* Aim of the task *
Pull out every line of the listing below where "components" appears.

* Input material *
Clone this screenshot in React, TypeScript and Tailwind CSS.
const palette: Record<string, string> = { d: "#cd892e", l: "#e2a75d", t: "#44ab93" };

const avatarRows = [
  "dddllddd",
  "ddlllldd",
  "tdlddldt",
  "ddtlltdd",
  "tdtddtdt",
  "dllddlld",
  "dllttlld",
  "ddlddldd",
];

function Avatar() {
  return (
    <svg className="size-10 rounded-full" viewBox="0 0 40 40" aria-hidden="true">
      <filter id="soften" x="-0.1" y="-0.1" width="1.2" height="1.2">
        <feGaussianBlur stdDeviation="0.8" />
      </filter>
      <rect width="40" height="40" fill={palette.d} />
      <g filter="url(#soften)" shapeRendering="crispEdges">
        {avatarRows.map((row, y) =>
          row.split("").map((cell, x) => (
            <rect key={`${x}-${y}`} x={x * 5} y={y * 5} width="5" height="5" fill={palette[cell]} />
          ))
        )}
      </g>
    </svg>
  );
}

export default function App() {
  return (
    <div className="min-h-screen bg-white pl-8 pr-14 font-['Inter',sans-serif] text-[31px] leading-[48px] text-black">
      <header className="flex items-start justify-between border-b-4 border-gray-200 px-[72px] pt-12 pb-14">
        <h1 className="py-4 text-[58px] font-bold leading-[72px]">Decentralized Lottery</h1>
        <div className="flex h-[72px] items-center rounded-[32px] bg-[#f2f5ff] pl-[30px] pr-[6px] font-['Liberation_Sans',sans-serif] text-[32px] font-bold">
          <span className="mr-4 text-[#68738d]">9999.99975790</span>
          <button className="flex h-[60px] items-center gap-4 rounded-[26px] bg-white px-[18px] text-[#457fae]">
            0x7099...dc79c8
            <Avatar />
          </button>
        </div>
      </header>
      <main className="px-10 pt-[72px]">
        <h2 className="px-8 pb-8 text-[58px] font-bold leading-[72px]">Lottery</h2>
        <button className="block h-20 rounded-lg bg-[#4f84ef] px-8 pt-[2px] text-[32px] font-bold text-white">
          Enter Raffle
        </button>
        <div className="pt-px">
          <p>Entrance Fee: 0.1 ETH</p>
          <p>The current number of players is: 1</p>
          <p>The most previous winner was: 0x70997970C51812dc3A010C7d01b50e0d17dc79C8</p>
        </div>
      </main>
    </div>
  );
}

--

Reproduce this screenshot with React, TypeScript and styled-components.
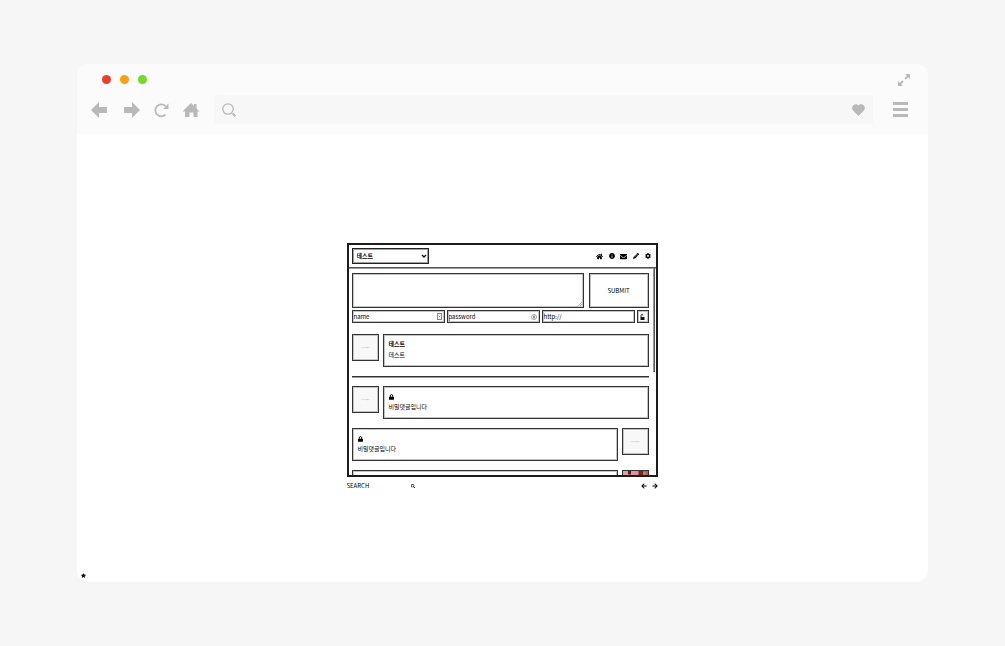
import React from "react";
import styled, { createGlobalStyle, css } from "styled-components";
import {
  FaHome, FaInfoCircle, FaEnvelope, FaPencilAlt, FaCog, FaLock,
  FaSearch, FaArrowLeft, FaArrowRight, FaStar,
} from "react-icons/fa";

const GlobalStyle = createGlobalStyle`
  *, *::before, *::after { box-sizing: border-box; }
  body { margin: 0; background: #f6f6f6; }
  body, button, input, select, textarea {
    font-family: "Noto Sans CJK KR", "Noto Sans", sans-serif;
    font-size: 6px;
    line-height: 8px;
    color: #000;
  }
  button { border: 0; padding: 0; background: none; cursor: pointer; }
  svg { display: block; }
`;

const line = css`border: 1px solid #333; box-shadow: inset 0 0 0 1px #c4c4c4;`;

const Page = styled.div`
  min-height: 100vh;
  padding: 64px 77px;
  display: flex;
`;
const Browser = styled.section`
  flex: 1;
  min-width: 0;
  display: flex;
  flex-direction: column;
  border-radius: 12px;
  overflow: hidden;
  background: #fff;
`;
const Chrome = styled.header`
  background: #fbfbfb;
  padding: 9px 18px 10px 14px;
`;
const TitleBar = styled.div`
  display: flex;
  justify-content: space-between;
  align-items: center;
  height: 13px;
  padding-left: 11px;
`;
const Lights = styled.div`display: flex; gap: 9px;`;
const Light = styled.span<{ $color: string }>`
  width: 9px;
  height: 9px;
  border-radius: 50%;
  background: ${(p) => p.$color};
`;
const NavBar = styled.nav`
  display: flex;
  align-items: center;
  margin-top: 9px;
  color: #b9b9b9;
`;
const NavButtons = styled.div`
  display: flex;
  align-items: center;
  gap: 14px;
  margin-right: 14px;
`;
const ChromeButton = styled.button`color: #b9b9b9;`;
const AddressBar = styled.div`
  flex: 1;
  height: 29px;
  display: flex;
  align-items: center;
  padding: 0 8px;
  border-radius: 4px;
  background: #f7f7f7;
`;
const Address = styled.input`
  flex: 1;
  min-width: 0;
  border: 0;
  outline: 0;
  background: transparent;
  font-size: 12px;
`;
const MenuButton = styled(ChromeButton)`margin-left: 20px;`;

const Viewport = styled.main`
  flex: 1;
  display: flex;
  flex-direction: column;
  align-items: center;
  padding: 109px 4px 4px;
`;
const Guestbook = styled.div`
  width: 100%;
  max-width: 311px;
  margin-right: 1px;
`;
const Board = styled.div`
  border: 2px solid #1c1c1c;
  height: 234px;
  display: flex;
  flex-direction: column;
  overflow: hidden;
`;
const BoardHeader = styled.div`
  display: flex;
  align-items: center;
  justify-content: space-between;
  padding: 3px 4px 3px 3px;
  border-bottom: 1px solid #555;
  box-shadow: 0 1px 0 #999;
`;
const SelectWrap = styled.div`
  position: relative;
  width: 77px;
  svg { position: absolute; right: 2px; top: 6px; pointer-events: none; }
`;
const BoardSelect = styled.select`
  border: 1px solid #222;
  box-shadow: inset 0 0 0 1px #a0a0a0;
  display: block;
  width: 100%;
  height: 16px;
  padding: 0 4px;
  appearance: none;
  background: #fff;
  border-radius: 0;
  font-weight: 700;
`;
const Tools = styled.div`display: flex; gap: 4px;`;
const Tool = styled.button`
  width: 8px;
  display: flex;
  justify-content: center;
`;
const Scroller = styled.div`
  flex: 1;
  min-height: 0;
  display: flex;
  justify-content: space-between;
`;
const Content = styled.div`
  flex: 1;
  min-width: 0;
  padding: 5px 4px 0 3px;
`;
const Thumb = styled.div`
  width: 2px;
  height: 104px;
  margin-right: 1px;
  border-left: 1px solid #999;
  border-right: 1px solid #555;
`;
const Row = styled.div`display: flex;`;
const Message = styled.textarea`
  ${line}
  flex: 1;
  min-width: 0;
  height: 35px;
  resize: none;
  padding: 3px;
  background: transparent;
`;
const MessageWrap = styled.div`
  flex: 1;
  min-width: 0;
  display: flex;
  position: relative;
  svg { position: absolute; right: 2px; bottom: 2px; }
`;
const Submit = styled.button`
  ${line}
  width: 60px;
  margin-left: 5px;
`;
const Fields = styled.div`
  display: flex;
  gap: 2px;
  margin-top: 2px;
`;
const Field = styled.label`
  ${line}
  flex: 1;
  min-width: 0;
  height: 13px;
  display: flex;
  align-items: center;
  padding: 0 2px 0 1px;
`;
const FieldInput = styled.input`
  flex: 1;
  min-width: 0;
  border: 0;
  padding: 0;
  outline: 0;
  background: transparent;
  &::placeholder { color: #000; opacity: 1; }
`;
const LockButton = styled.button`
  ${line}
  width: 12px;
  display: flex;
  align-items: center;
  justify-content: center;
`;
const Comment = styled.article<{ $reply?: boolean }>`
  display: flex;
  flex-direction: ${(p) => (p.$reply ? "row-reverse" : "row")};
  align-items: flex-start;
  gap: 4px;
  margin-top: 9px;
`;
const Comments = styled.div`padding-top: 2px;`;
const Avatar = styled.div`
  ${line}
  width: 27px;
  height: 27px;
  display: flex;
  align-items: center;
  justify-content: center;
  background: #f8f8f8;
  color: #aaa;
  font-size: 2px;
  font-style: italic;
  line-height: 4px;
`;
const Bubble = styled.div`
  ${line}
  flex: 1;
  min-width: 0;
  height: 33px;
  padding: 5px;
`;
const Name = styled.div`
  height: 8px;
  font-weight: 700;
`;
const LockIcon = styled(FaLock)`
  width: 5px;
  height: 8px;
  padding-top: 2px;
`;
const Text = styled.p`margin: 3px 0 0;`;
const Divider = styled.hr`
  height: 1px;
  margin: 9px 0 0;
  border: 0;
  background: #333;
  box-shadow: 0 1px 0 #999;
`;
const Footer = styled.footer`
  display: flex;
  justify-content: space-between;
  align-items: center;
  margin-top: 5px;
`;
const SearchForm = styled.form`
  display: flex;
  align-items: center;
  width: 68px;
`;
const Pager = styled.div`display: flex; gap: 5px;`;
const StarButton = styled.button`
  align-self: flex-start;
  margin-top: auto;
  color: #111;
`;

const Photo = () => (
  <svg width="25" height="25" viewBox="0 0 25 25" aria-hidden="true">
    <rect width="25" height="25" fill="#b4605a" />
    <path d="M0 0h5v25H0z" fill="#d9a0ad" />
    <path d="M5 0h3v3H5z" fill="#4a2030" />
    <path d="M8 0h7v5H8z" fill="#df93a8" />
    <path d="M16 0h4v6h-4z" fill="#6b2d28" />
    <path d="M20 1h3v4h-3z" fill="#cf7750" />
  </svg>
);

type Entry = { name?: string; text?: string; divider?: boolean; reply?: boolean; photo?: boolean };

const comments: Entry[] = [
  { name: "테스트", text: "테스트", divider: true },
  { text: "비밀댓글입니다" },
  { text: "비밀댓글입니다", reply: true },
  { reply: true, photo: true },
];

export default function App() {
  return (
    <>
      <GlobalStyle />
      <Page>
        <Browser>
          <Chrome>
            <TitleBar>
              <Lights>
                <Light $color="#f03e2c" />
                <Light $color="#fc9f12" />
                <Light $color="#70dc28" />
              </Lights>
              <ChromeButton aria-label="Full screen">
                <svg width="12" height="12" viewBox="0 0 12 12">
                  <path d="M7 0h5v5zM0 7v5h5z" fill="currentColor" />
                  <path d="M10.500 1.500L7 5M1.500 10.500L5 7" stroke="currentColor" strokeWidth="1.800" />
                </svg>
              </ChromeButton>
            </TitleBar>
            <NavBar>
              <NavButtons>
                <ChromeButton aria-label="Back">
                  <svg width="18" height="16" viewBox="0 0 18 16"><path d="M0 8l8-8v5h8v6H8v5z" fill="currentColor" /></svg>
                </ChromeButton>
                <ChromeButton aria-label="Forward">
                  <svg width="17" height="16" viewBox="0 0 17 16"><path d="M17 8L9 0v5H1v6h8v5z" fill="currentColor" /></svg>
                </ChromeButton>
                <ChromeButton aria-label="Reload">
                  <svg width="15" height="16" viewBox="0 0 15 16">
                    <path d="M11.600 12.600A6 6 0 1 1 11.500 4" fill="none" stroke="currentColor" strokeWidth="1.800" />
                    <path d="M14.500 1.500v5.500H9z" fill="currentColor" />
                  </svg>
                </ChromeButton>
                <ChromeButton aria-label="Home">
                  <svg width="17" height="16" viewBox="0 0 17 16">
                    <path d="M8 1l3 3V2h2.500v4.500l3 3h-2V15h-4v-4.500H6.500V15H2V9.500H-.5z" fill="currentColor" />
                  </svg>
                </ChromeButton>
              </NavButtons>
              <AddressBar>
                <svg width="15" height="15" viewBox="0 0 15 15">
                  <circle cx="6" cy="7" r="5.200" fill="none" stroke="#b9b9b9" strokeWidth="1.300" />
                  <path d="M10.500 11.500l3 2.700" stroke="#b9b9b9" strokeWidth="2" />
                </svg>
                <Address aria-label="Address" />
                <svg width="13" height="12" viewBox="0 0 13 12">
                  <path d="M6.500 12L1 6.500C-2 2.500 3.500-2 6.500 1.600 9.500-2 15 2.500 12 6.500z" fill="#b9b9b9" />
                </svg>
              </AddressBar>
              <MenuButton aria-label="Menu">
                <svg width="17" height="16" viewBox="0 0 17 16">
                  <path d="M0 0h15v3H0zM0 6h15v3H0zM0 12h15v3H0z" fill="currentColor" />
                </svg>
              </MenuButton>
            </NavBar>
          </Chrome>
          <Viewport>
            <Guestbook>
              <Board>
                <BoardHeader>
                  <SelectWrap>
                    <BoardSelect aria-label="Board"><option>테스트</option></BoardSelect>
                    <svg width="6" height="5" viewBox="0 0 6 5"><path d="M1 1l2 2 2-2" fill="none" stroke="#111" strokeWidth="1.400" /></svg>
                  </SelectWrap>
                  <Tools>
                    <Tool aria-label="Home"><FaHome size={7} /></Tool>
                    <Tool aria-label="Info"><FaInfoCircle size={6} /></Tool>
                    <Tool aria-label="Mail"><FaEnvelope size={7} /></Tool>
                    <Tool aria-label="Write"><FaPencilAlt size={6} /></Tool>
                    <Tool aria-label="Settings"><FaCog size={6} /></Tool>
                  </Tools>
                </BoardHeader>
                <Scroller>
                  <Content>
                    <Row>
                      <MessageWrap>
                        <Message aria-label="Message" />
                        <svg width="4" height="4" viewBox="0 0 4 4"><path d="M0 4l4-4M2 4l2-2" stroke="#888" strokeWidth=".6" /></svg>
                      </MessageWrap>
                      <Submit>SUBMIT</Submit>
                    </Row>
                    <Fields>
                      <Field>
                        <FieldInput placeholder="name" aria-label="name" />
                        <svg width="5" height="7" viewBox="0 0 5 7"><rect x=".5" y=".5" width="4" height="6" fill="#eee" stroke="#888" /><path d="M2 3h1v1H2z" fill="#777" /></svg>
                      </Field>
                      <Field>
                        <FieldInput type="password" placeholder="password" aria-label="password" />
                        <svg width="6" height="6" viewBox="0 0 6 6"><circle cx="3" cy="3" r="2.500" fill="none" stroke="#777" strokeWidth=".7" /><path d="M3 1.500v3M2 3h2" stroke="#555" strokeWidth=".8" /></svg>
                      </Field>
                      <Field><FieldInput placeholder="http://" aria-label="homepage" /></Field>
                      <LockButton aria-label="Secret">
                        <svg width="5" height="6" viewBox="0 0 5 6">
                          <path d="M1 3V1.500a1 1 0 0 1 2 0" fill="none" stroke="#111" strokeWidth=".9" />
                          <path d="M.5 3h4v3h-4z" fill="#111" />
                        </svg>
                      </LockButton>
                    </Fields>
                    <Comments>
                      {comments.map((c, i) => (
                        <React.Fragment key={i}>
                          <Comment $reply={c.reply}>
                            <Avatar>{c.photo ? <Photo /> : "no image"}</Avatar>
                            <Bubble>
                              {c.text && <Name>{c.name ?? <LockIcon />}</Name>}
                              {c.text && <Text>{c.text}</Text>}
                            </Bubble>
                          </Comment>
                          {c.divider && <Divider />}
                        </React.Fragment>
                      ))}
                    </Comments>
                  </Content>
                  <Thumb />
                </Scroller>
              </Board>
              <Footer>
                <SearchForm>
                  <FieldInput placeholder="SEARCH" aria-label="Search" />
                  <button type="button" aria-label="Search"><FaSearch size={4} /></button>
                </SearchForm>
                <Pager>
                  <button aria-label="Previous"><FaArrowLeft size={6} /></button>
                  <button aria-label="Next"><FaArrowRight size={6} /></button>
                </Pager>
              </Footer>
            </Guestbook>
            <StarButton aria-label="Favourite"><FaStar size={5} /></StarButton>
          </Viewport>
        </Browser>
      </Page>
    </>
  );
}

* Exercise answer *
Reproduce this screenshot with React, TypeScript and styled-components.
import styled, { createGlobalStyle, css } from "styled-components";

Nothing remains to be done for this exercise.